FY-4A provides the CLM (Cloud Mask) product, classifying all pixels into four categories: clear, probably clear, cloudy, and probably cloudy. This study considers both ‘cloudy’ and ‘probably cloudy’ as cloud pixels (assigned value 1), and ‘clear’ and ‘probably clear’ as non-cloud pixels (assigned value 0). Channels 9–14, along with the difference (Band12-13) and ratios (Band12/13, Band13/12) of channels 12 and 13, were used as inputs to the neural network. Cloud detection is a binary classification problem. For classification, different evaluation metrics are employed, commonly including Accuracy, Precision, Recall, and the F1 Score.
Both FY-4A and CALIPSO provide pressure and temperature parameters. To effectively retrieve these parameters, models were trained using CALIPSO temperature and pressure parameters as reference truth. Two models were established, as shown in
Table 3. The variables marked with * are all results obtained through various model calculations.

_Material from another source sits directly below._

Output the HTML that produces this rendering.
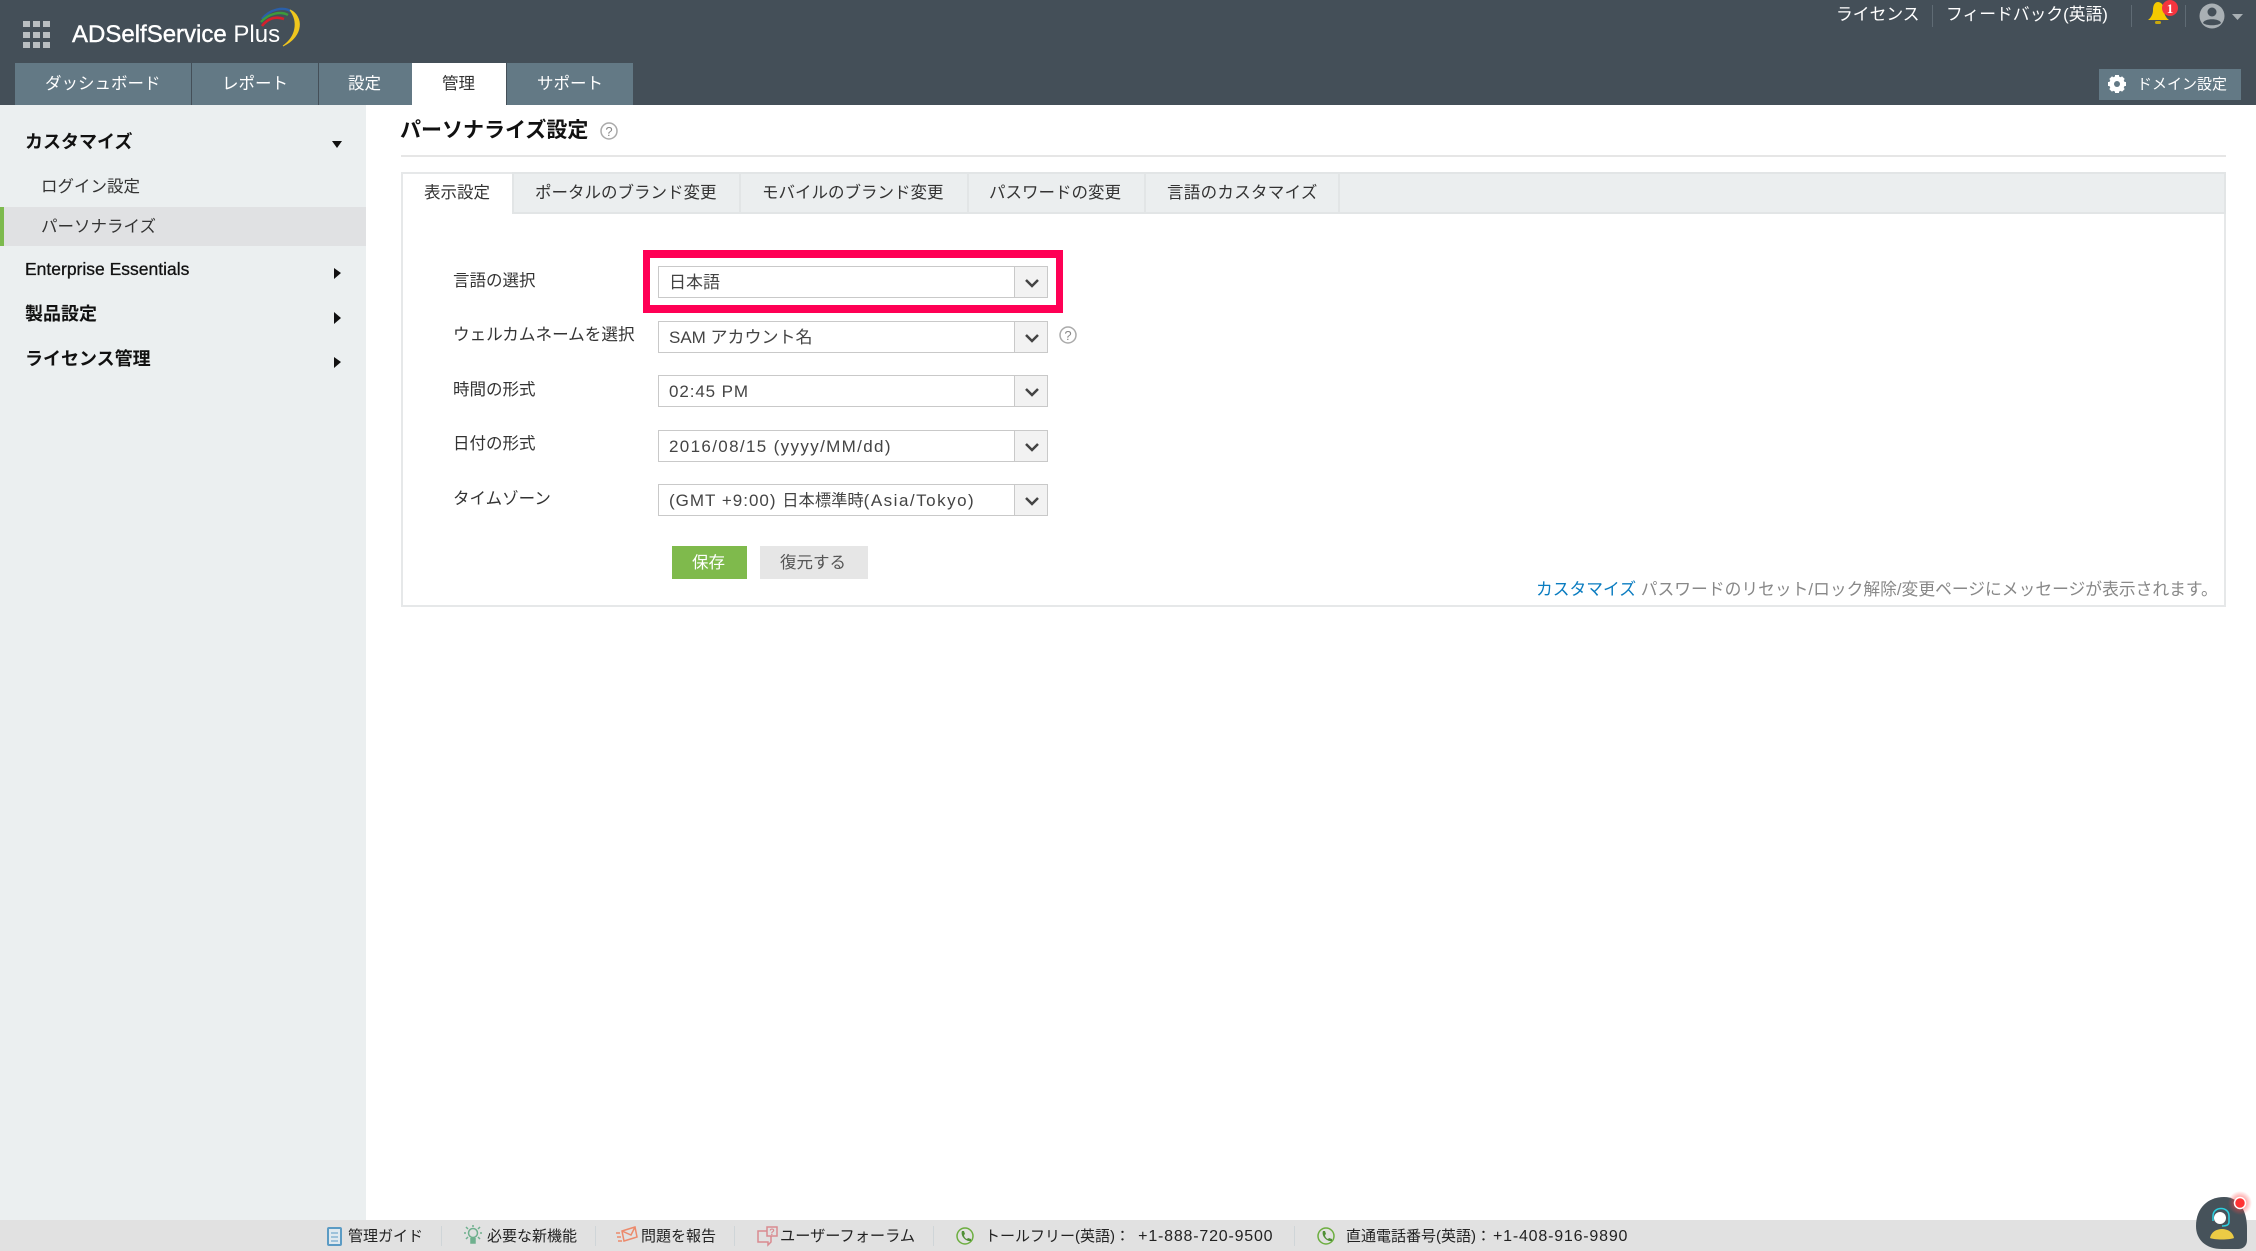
<!DOCTYPE html>
<html lang="ja"><head><meta charset="utf-8"><title>ADSelfService Plus</title>
<style>
*{box-sizing:border-box}
html,body{margin:0;padding:0;width:2256px;height:1251px;overflow:hidden;background:#fff}
body{position:relative;font-family:"Liberation Sans","Noto Sans CJK JP",sans-serif;font-size:16.5px;color:#3c3c3c}
.b{position:absolute}
.t{position:absolute;white-space:nowrap;line-height:24px;height:24px;margin-top:1px}
.tab{position:absolute;top:63px;height:42px;background:#637985}
.lab{left:454px;color:#333;margin-top:0}
.sel{position:absolute;left:658px;width:390px;height:32px;border:1px solid #c9c9c9;background:#fff}
.sel i{position:absolute;right:0;top:0;bottom:0;width:33px;background:#f2f2f2;border-left:1px solid #c9c9c9}
.sv{left:669px;color:#444;font-size:17px}
.st{color:#333}
.h{color:#fff}
.ts{position:absolute;top:172px;height:42px;width:2px;background:#e2e5e6}
.f{font-size:15px;color:#222}
.n{font-size:16px;letter-spacing:.8px}
.sep{position:absolute;top:1226px;width:1px;height:20px;background:#cfd5d8}
</style></head><body>
<div class="b" style="left:0;top:0;width:2256px;height:105px;background:#444f58"></div>
<div class="tab" style="left:15px;width:176px"></div>
<div class="tab" style="left:192px;width:126px"></div>
<div class="tab" style="left:319px;width:93px"></div>
<div class="tab" style="left:412px;width:94px;background:#fff"></div>
<div class="tab" style="left:507px;width:126px"></div>
<span class="t h" style="left:45px;top:71px">ダッシュボード</span>
<span class="t h" style="left:222px;top:71px">レポート</span>
<span class="t h" style="left:348px;top:71px">設定</span>
<span class="t" style="left:442px;top:71px;color:#333">管理</span>
<span class="t h" style="left:537px;top:71px">サポート</span>
<span class="t h" style="left:72px;top:18px;font-size:24px;line-height:32px;height:32px"><span style="-webkit-text-stroke:.4px #fff">ADSelfService</span> Plus</span>
<span class="t h" style="left:1836px;top:2px;font-size:16.8px">ライセンス</span>
<span class="t h" style="left:1946px;top:2px;font-size:16.8px">フィードバック(英語)</span>
<div class="b" style="left:1932px;top:5px;width:1px;height:22px;background:#5f6b74"></div>
<div class="b" style="left:2131px;top:5px;width:1px;height:22px;background:#5f6b74"></div>
<div class="b" style="left:2185px;top:5px;width:1px;height:22px;background:#5f6b74"></div>
<div class="b" style="left:2099px;top:69px;width:142px;height:31px;background:#637985"></div>
<span class="t h" style="left:2137px;top:72px;font-size:15px">ドメイン設定</span>

<div class="b" style="left:0;top:105px;width:366px;height:1115px;background:#ebeff0"></div>
<div class="b" style="left:0;top:207px;width:366px;height:39px;background:#e0e1e3"></div>
<div class="b" style="left:0;top:207px;width:4px;height:39px;background:#7dba4e"></div>
<span class="t" style="left:25px;top:129px;font-size:18px;font-weight:700;color:#111">カスタマイズ</span>
<span class="t st" style="left:41px;top:174px">ログイン設定</span>
<span class="t st" style="left:41px;top:214px">パーソナライズ</span>
<span class="t" style="left:25px;top:256px;font-size:17.5px;color:#111;-webkit-text-stroke:.3px #111">Enterprise Essentials</span>
<span class="t" style="left:25px;top:301px;font-size:18px;font-weight:700;color:#111">製品設定</span>
<span class="t" style="left:25px;top:346px;font-size:18px;font-weight:700;color:#111">ライセンス管理</span>

<span class="t" style="left:400px;top:118px;font-size:21px;font-weight:700;color:#111">パーソナライズ設定</span>
<div class="b" style="left:401px;top:155px;width:1825px;height:2px;background:#e6e6e6"></div>

<div class="b" style="left:401px;top:172px;width:1825px;height:435px;border:2px solid #e6e8e9;background:#fff"></div>
<div class="b" style="left:513px;top:172px;width:1713px;height:42px;background:#ebeeef;border-bottom:2px solid #e2e5e6;border-top:2px solid #e2e5e6;border-right:2px solid #e2e5e6"></div>
<div class="ts" style="left:512px"></div><div class="ts" style="left:739px"></div><div class="ts" style="left:967px"></div><div class="ts" style="left:1144px"></div><div class="ts" style="left:1338px"></div>
<span class="t st" style="left:424px;top:180px">表示設定</span>
<span class="t st" style="left:535px;top:180px">ポータルのブランド変更</span>
<span class="t st" style="left:762px;top:180px">モバイルのブランド変更</span>
<span class="t st" style="left:989px;top:180px">パスワードの変更</span>
<span class="t st" style="left:1167px;top:180px;letter-spacing:.3px">言語のカスタマイズ</span>

<span class="t lab" style="left:453px;top:269px">言語の選択</span>
<span class="t lab" style="left:453px;top:323px;font-size:16.6px">ウェルカムネームを選択</span>
<span class="t lab" style="left:453px;top:378px">時間の形式</span>
<span class="t lab" style="left:453px;top:432px">日付の形式</span>
<span class="t lab" style="left:453px;top:487px">タイムゾーン</span>

<div class="b" style="left:643px;top:250px;width:420px;height:63px;border:7px solid #ff0055;border-top-width:8px;border-bottom-width:8px"></div>
<div class="sel" style="top:266px"><i></i></div>
<div class="sel" style="top:321px"><i></i></div>
<div class="sel" style="top:375px"><i></i></div>
<div class="sel" style="top:430px"><i></i></div>
<div class="sel" style="top:484px"><i></i></div>
<span class="t sv" style="top:270px">日本語</span>
<span class="t sv" style="top:325px">SAM アカウント名</span>
<span class="t sv" style="top:379px;letter-spacing:.9px">02:45 PM</span>
<span class="t sv" style="top:434px;letter-spacing:1.35px">2016/08/15 (yyyy/MM/dd)</span>
<span class="t sv" style="top:488px"><span style="letter-spacing:1px">(GMT +9:00) </span><span style="font-size:16.3px">日本標準時</span><span style="letter-spacing:1.5px">(Asia/Tokyo)</span></span>

<div class="b" style="left:672px;top:546px;width:75px;height:33px;background:#7fba4c"></div>
<div class="b" style="left:760px;top:546px;width:108px;height:33px;background:#e6e6e6"></div>
<span class="t h" style="left:692px;top:550px">保存</span>
<span class="t" style="left:780px;top:550px;color:#555">復元する</span>
<span class="t" style="left:1536px;top:577px;font-size:16.78px;color:#888"><span style="color:#0a7cc0">カスタマイズ</span> パスワードのリセット/ロック解除/変更ページにメッセージが表示されます。</span>

<div class="b" style="left:0;top:1220px;width:2256px;height:31px;background:#e1e1e1"></div>
<span class="t f" style="left:348px;top:1224px">管理ガイド</span>
<span class="t f" style="left:487px;top:1224px">必要な新機能</span>
<span class="t f" style="left:641px;top:1224px">問題を報告</span>
<span class="t f" style="left:780px;top:1224px;font-size:15.2px">ユーザーフォーラム</span>
<span class="t f" style="left:985px;top:1224px">トールフリー(英語)： <span class="n" style="margin-left:4px">+1-888-720-9500</span></span>
<span class="t f" style="left:1346px;top:1224px">直通電話番号(英語)：<span class="n" style="margin-left:2px">+1-408-916-9890</span></span>
<div class="sep" style="left:441px"></div><div class="sep" style="left:595px"></div><div class="sep" style="left:734px"></div><div class="sep" style="left:933px"></div><div class="sep" style="left:1294px"></div>

<svg class="b" style="left:0;top:0" width="2256" height="1251" viewBox="0 0 2256 1251" xmlns="http://www.w3.org/2000/svg">
<defs><radialGradient id="gl"><stop offset=".4" stop-color="#f44" stop-opacity=".55"/><stop offset="1" stop-color="#f44" stop-opacity="0"/></radialGradient></defs>
<!-- grid -->
<g fill="#b9bec1">
<rect x="23" y="21" width="7" height="6"/><rect x="33" y="21" width="7" height="6"/><rect x="43" y="21" width="7" height="6"/>
<rect x="23" y="32" width="7" height="6"/><rect x="33" y="32" width="7" height="6"/><rect x="43" y="32" width="7" height="6"/>
<rect x="23" y="42" width="7" height="6"/><rect x="33" y="42" width="7" height="6"/><rect x="43" y="42" width="7" height="6"/>
</g>
<!-- logo swoosh -->
<path d="M262 19C270 9 284 6 292 12" fill="none" stroke="#2a5fa8" stroke-width="2.4"/>
<path d="M261 22C269 13 281 11 288 15" fill="none" stroke="#3c9a3c" stroke-width="2.4"/>
<path d="M262 26C268 18 276 16 284 19" fill="none" stroke="#d6202c" stroke-width="2.6"/>
<path d="M290 10C303 16 304 36 283 46C296 37 299 22 290 10Z" fill="#f0c61e" stroke="#f0c61e" stroke-width="1"/>
<!-- bell -->
<path d="M2148 20C2152 17 2153 13 2153 10C2153 5 2155 2 2158 2C2161 2 2164 5 2164 10C2164 13 2165 17 2169 20Z" fill="#f4c900"/>
<rect x="2155" y="21" width="6" height="3" rx="1.5" fill="#c9a80c"/>
<circle cx="2170" cy="8" r="8" fill="#f4353f"/>
<text x="2170" y="13" text-anchor="middle" font-family="Liberation Serif" font-weight="700" font-size="13" fill="#fff">1</text>
<!-- avatar -->
<circle cx="2212" cy="16" r="12.5" fill="#a9b0b4"/>
<circle cx="2212" cy="12" r="4.5" fill="#444f58"/>
<path d="M2203 23C2204 18 2220 18 2221 23C2218 26 2206 26 2203 23Z" fill="#444f58"/>
<path d="M2232 14H2243L2237.500 20Z" fill="#a9b0b4"/>
<!-- gear -->
<g transform="translate(2117 84)" fill="#fff"><circle r="5.500" fill="none" stroke="#fff" stroke-width="4.500"/>
<rect x="-2" y="-9" width="4" height="18"/><rect x="-2" y="-9" width="4" height="18" transform="rotate(45)"/><rect x="-2" y="-9" width="4" height="18" transform="rotate(90)"/><rect x="-2" y="-9" width="4" height="18" transform="rotate(135)"/>
<circle r="3" fill="#637985"/></g>
<!-- sidebar arrows -->
<g fill="#111"><path d="M332 141H342L337 148Z"/><path d="M334 268L341 273L334 279Z"/><path d="M334 312L341 318L334 324Z"/><path d="M334 357L341 362L334 368Z"/></g>
<!-- help -->
<g font-family="Liberation Sans" font-size="13" fill="#888" text-anchor="middle">
<circle cx="609" cy="131" r="8" fill="none" stroke="#aaa" stroke-width="1.500"/><text x="609" y="136">?</text>
<circle cx="1068" cy="335" r="8" fill="none" stroke="#aaa" stroke-width="1.500"/><text x="1068" y="340">?</text></g>
<!-- chevrons -->
<g fill="none" stroke="#444" stroke-width="2.500">
<path d="M1026 280L1032 286L1038 280"/><path d="M1026 335L1032 341L1038 335"/><path d="M1026 389L1032 395L1038 389"/><path d="M1026 444L1032 450L1038 444"/><path d="M1026 498L1032 504L1038 498"/></g>
<!-- footer icons -->
<g fill="none" stroke="#5b9bc4" stroke-width="2"><rect x="328" y="1228" width="13" height="17" rx="1" fill="#dfe9ef"/><path d="M331 1233H338M331 1237H338M331 1241H338" stroke-width="1"/></g>
<g fill="none" stroke="#6fb08e" stroke-width="1.500"><circle cx="473" cy="1233" r="4.500"/><path d="M471 1238V1243H475V1238" fill="#6fb08e"/><path d="M473 1225V1227M466 1227L468 1229M480 1227L478 1229M464 1233H466M480 1233H482M466 1239L468 1237M480 1239L478 1237"/></g>
<g fill="none" stroke="#ec8a6c" stroke-width="1.500"><path d="M622 1231L635 1227L637 1237L624 1241Z"/><path d="M622 1231L631 1235L635 1227M616 1233H620M617 1237H621M618 1241H622"/></g>
<g fill="none" stroke="#d98a90" stroke-width="1.500"><rect x="767" y="1227" width="10" height="9"/><path d="M767 1231H758V1242H768V1245L771 1242V1236"/></g>
<text x="772" y="1235" font-family="Liberation Sans" font-size="9" font-weight="700" fill="#d98a90" text-anchor="middle">?</text>
<g fill="none" stroke="#6cae3f" stroke-width="1.500"><circle cx="965" cy="1236" r="8"/><circle cx="1326" cy="1236" r="8"/></g>
<g fill="#4f8f36"><path d="M962 1231L964 1231L965 1234L964 1235C964 1237 966 1239 967 1239L968 1238L971 1239V1241C966 1242 960 1236 962 1231Z"/><path d="M1323 1231L1325 1231L1326 1234L1325 1235C1325 1237 1327 1239 1328 1239L1329 1238L1332 1239V1241C1327 1242 1321 1236 1323 1231Z"/></g>
<!-- chat widget -->
<path d="M2196 1226C2196 1208 2208 1197 2224 1197C2240 1197 2247 1212 2247 1228V1240C2247 1246 2243 1249 2238 1249H2222C2206 1249 2196 1240 2196 1226Z" fill="#46525a"/>
<circle cx="2240" cy="1203" r="12" fill="url(#gl)"/>
<circle cx="2240" cy="1203" r="5.500" fill="#f33" stroke="#fff" stroke-width="1.500"/>
<circle cx="2220" cy="1218" r="6" fill="#fff"/>
<path d="M2213 1221V1216C2213 1206 2229 1206 2229 1216V1222C2229 1225 2226 1226 2222 1226" fill="none" stroke="#2bd0e0" stroke-width="1.500"/>
<path d="M2210 1238C2212 1226 2232 1226 2234 1238C2230 1240 2214 1240 2210 1238Z" fill="#eccb45"/>
</svg>
</body></html>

In the pressure model, pressure units in both AGRI and CALIPSO data are hectopascals (hPa). For temperature data, CALIOP’s temperature data are degrees Celsius (°C), while AGRI uses Kelvin (K). Therefore, CALIOP temperature data were first converted to Kelvin (K). All models used AGRI L1 radiance from channels 9–14, along with the difference (Band12-13) and ratios (Band12/13, Band13/12) of channels 12 and 13 as input variables. Deep Neural Networks (DNNs) were employed to enhance the capability to identify nonlinear relationships. Each DNN model had 8 hidden layers. The Rectified Linear Unit (ReLU) activation function was used in each layer to improve nonlinear expression capability, accelerate learning, prevent gradient vanishing, and enhance learning of data complexity. Furthermore, to mitigate potential overfitting caused by the deep DNN architecture, we applied a 20% dropout during training to prevent overfitting and improve generalization.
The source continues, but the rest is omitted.